Posing Modernity: The Black Model from Manet to Matisse and Beyond

October 24, 2018 – February 17, 2019

Posing Modernity proposes that changing modes of representation for the black female figure are foundational to the development of modern art, as seen in iconic images from Édouard Manet to Henri Matisse, Romare Bearden and successive generations. The exhibition starts with Manet’s portrait of Laure, the model who posed the maid in Olympia. Complemented by Manet’s acolyte Frédéric Bazille’s paintings of black female flower-bearers, in tribute to Manet, the evolving image of modern black femininity is situated in the newly-rebuilt northern Paris neighborhoods where Manet and the Impressionists lived and worked near a post-abolition population of free black Parisians. Black residents portrayed by these artists included workers, students, entertainers, artists’ models; the famed writers Alexandre Dumas père and fils; Jeanne Duval, mistress of Manet’s friend the poet Charles Baudelaire; and others who circulated within Manet's artistic milieu.

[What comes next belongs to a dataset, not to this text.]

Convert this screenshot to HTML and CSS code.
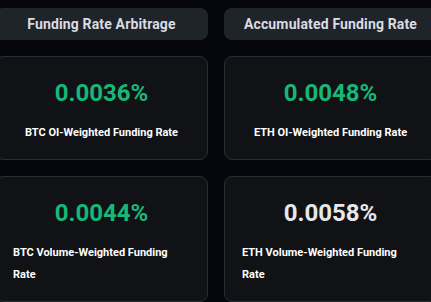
FILE: index.html
```html
<!DOCTYPE html>
<html lang="en">
<head>
    <meta charset="UTF-8">
    <meta name="viewport" content="width=device-width, initial-scale=1.0">
    <title>Funding Rates</title>
    <link rel="stylesheet" href="styles.css">
</head>
<body>
    <div class="board">
        <div class="tab">Funding Rate Arbitrage</div>
        <div class="tab">Accumulated Funding Rate</div>

        <div class="card">
            <div class="value up">0.0036%</div>
            <div class="label">BTC OI-Weighted Funding Rate</div>
        </div>
        <div class="card">
            <div class="value up">0.0048%</div>
            <div class="label">ETH OI-Weighted Funding Rate</div>
        </div>

        <div class="card">
            <div class="value up">0.0044%</div>
            <div class="label">BTC Volume-Weighted Funding Rate</div>
        </div>
        <div class="card">
            <div class="value">0.0058%</div>
            <div class="label">ETH Volume-Weighted Funding Rate</div>
        </div>
    </div>
</body>
</html>
```

FILE: styles.css
```css
body {
    margin: 0;
    background-color: #05060b;
    font-family: Roboto, "Noto Sans", sans-serif;
    overflow: hidden;
}

.board {
    display: grid;
    grid-template-columns: 213px 213px;
    gap: 16px;
    margin-left: -5px;
    padding-top: 8px;
}

.tab {
    height: 32px;
    line-height: 32px;
    background-color: #1f232a;
    border-radius: 8px;
    color: #d9dce1;
    font-size: 14px;
    font-weight: 700;
    letter-spacing: 0.15px;
    text-align: center;
}

.card {
    display: flex;
    flex-direction: column;
    align-items: center;
    padding: 20px 17px 15px;
    background-color: #101216;
    border: 1px solid #2a2d33;
    border-radius: 8px;
}

.value {
    font-size: 24px;
    line-height: 32px;
    font-weight: 700;
    color: #e6e8eb;
}

.value.up {
    color: #17b877;
}

.label {
    margin-top: 13px;
    font-size: 11px;
    line-height: 22px;
    font-weight: 700;
    color: #ffffff;
}
```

The second section reveals an unexpected affinity between the urbane Manet of 1860s Paris and an eden-seeking Matisse at the Villa Le Rêve near 1940s Nice, seen through resonances of Baudelaire’s Les Fleurs du Mal in each artist's work. Matisse paintings and drawings posed by two principal black models, New York-based Haitian dancer Carmen, and the Belgian-Congolese Mme Van Hyfte, will be explored in the context of Matisse’s little-studied 1930s visits to black theater and Harlem jazz clubs. Affinities of the Matisse works with portraiture of the Harlem Renaissance (Charles Alston, Miguel Covarrubias, William H. Johnson, Laura Wheeler Waring, among others) highlight a fraught and evolving transformation of the black female figure from stereotype to icon of cosmopolitan beauty.

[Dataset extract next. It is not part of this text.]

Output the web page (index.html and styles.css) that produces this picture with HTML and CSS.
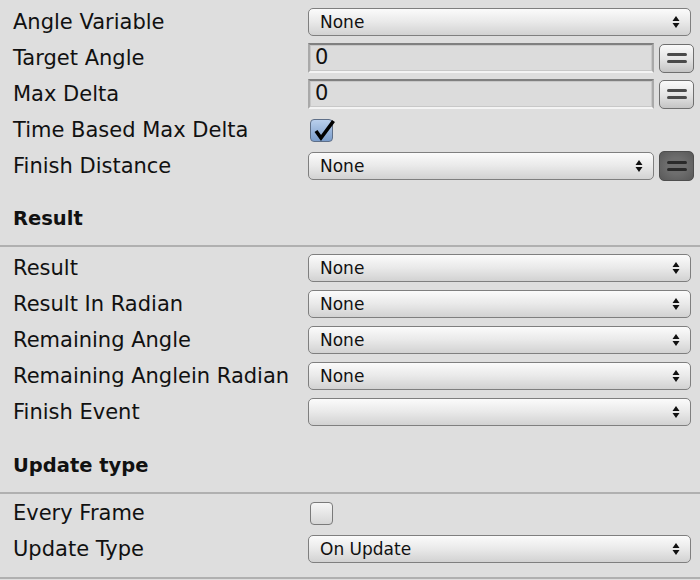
FILE: index.html
```html
<!DOCTYPE html>
<html>
<head>
<meta charset="utf-8">
<link rel="stylesheet" href="styles.css">
</head>
<body>
<div class="panel">
  <div class="row">
    <div class="label">Angle Variable</div>
    <div class="ctrl"><div class="popup"><span>None</span><svg class="arr" viewBox="0 0 8 14" width="8" height="14"><path d="M4 1 L7.5 6 H0.5 Z M4 13 L7.5 8 H0.5 Z" fill="#111"/></svg></div></div>
  </div>
  <div class="row">
    <div class="label">Target Angle</div>
    <div class="ctrl"><div class="field">0</div><div class="eqbtn"><i></i><i></i></div></div>
  </div>
  <div class="row">
    <div class="label">Max Delta</div>
    <div class="ctrl"><div class="field">0</div><div class="eqbtn"><i></i><i></i></div></div>
  </div>
  <div class="row">
    <div class="label">Time Based Max Delta</div>
    <div class="ctrl"><div class="check on"><svg viewBox="0 0 26 24" width="26" height="24"><path d="M6 12 L11 19 L23.5 2" fill="none" stroke="#000" stroke-width="3.6" stroke-linejoin="miter"/></svg></div></div>
  </div>
  <div class="row">
    <div class="label">Finish Distance</div>
    <div class="ctrl"><div class="popup short"><span>None</span><svg class="arr" viewBox="0 0 8 14" width="8" height="14"><path d="M4 1 L7.5 6 H0.5 Z M4 13 L7.5 8 H0.5 Z" fill="#111"/></svg></div><div class="eqbtn dark"><i></i><i></i></div></div>
  </div>

  <div class="header">Result</div>
  <div class="row">
    <div class="label">Result</div>
    <div class="ctrl"><div class="popup"><span>None</span><svg class="arr" viewBox="0 0 8 14" width="8" height="14"><path d="M4 1 L7.5 6 H0.5 Z M4 13 L7.5 8 H0.5 Z" fill="#111"/></svg></div></div>
  </div>
  <div class="row">
    <div class="label">Result In Radian</div>
    <div class="ctrl"><div class="popup"><span>None</span><svg class="arr" viewBox="0 0 8 14" width="8" height="14"><path d="M4 1 L7.5 6 H0.5 Z M4 13 L7.5 8 H0.5 Z" fill="#111"/></svg></div></div>
  </div>
  <div class="row">
    <div class="label">Remaining Angle</div>
    <div class="ctrl"><div class="popup"><span>None</span><svg class="arr" viewBox="0 0 8 14" width="8" height="14"><path d="M4 1 L7.5 6 H0.5 Z M4 13 L7.5 8 H0.5 Z" fill="#111"/></svg></div></div>
  </div>
  <div class="row">
    <div class="label">Remaining Anglein Radian</div>
    <div class="ctrl"><div class="popup"><span>None</span><svg class="arr" viewBox="0 0 8 14" width="8" height="14"><path d="M4 1 L7.5 6 H0.5 Z M4 13 L7.5 8 H0.5 Z" fill="#111"/></svg></div></div>
  </div>
  <div class="row">
    <div class="label">Finish Event</div>
    <div class="ctrl"><div class="popup"><span></span><svg class="arr" viewBox="0 0 8 14" width="8" height="14"><path d="M4 1 L7.5 6 H0.5 Z M4 13 L7.5 8 H0.5 Z" fill="#111"/></svg></div></div>
  </div>

  <div class="header second">Update type</div>
  <div class="row">
    <div class="label">Every Frame</div>
    <div class="ctrl"><div class="check"></div></div>
  </div>
  <div class="row">
    <div class="label">Update Type</div>
    <div class="ctrl"><div class="popup"><span>On Update</span><svg class="arr" viewBox="0 0 8 14" width="8" height="14"><path d="M4 1 L7.5 6 H0.5 Z M4 13 L7.5 8 H0.5 Z" fill="#111"/></svg></div></div>
  </div>
  <div class="endline"></div>
</div>
</body>
</html>
```
FILE: styles.css
```css
html, body {
  margin: 0;
  padding: 0;
  background: #dedede;
}
body {
  font-family: "DejaVu Sans", "Liberation Sans", sans-serif;
  color: #111;
  width: 700px;
  height: 580px;
  overflow: hidden;
}
.panel {
  padding-top: 4px;
}
.row {
  height: 36px;
  display: flex;
  align-items: center;
}
.label {
  width: 308px;
  padding-left: 13px;
  box-sizing: border-box;
  font-size: 21px;
  white-space: nowrap;
}
.ctrl {
  display: flex;
  align-items: center;
  gap: 5px;
}
.popup {
  width: 383px;
  height: 28px;
  box-sizing: border-box;
  border: 1.5px solid #7f7f7f;
  border-radius: 5px;
  background: linear-gradient(#fbfbfb, #e9e9e9 50%, #d2d2d2);
  display: flex;
  align-items: center;
  justify-content: space-between;
  padding: 0 10px 0 11px;
  font-size: 17px;
}
.popup.short {
  width: 346px;
}
.arr {
  display: block;
}
.field {
  width: 346px;
  height: 30px;
  box-sizing: border-box;
  border: 2px solid #a9a9a9;
  border-top-color: #808080;
  border-bottom-color: #f4f4f4;
  background: #dcdcdc;
  box-shadow: inset 0 0 0 1px #c8c8c8;
  font-size: 21px;
  padding-left: 5px;
  line-height: 25px;
}
.eqbtn {
  width: 35px;
  height: 29px;
  box-sizing: border-box;
  border: 1.5px solid #6f6f6f;
  border-radius: 5px;
  background: linear-gradient(#fafafa, #e2e2e2 55%, #c4c4c4);
  display: flex;
  flex-direction: column;
  align-items: center;
  justify-content: center;
  gap: 4px;
}
.eqbtn i {
  display: block;
  width: 20px;
  height: 3px;
  border-radius: 2px;
  background: #4a4a4a;
}
.eqbtn.dark {
  height: 30px;
  border-color: #4e4e4e;
  background: radial-gradient(ellipse at center, #6e6e6e 40%, #585858);
}
.eqbtn.dark i {
  background: #2a2a2a;
}
.check {
  margin-left: 2px;
  width: 23px;
  height: 23px;
  box-sizing: border-box;
  border: 1.5px solid #7a7a7a;
  border-radius: 4px;
  background: linear-gradient(#f6f6f6, #d6d6d6);
  position: relative;
}
.check.on {
  background: linear-gradient(#b9cfec, #7b9dcb);
  border-color: #5e6f88;
}
.check.on svg {
  position: absolute;
  left: -1px;
  top: -1px;
}
.header {
  font-weight: bold;
  font-size: 19.5px;
  padding: 23px 0 14px 13px;
  line-height: 24px;
  border-bottom: 2px solid #b0b0b0;
  margin-bottom: 3px;
}
.header.second {
  padding-top: 24px;
  margin-bottom: 1px;
}
.endline {
  margin-top: 10px;
  border-bottom: 2px solid #b0b0b0;
}
```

Posing Modernity concludes with an exploration of this legacy for modern and global contemporary artists, including Romare Bearden, Faith Ringgold, Lorraine O’Grady, Maud Sulter, Ellen Gallagher, Mickalene Thomas, and others.

The exhibition will be accompanied by a richly illustrated scholarly catalog co-published by Yale University Press, extensive public programming, and educational outreach.

Posing Modernity is curated by Denise Murrell, PhD, Ford Foundation Postdoctoral Research Scholar at the Wallach Art Gallery.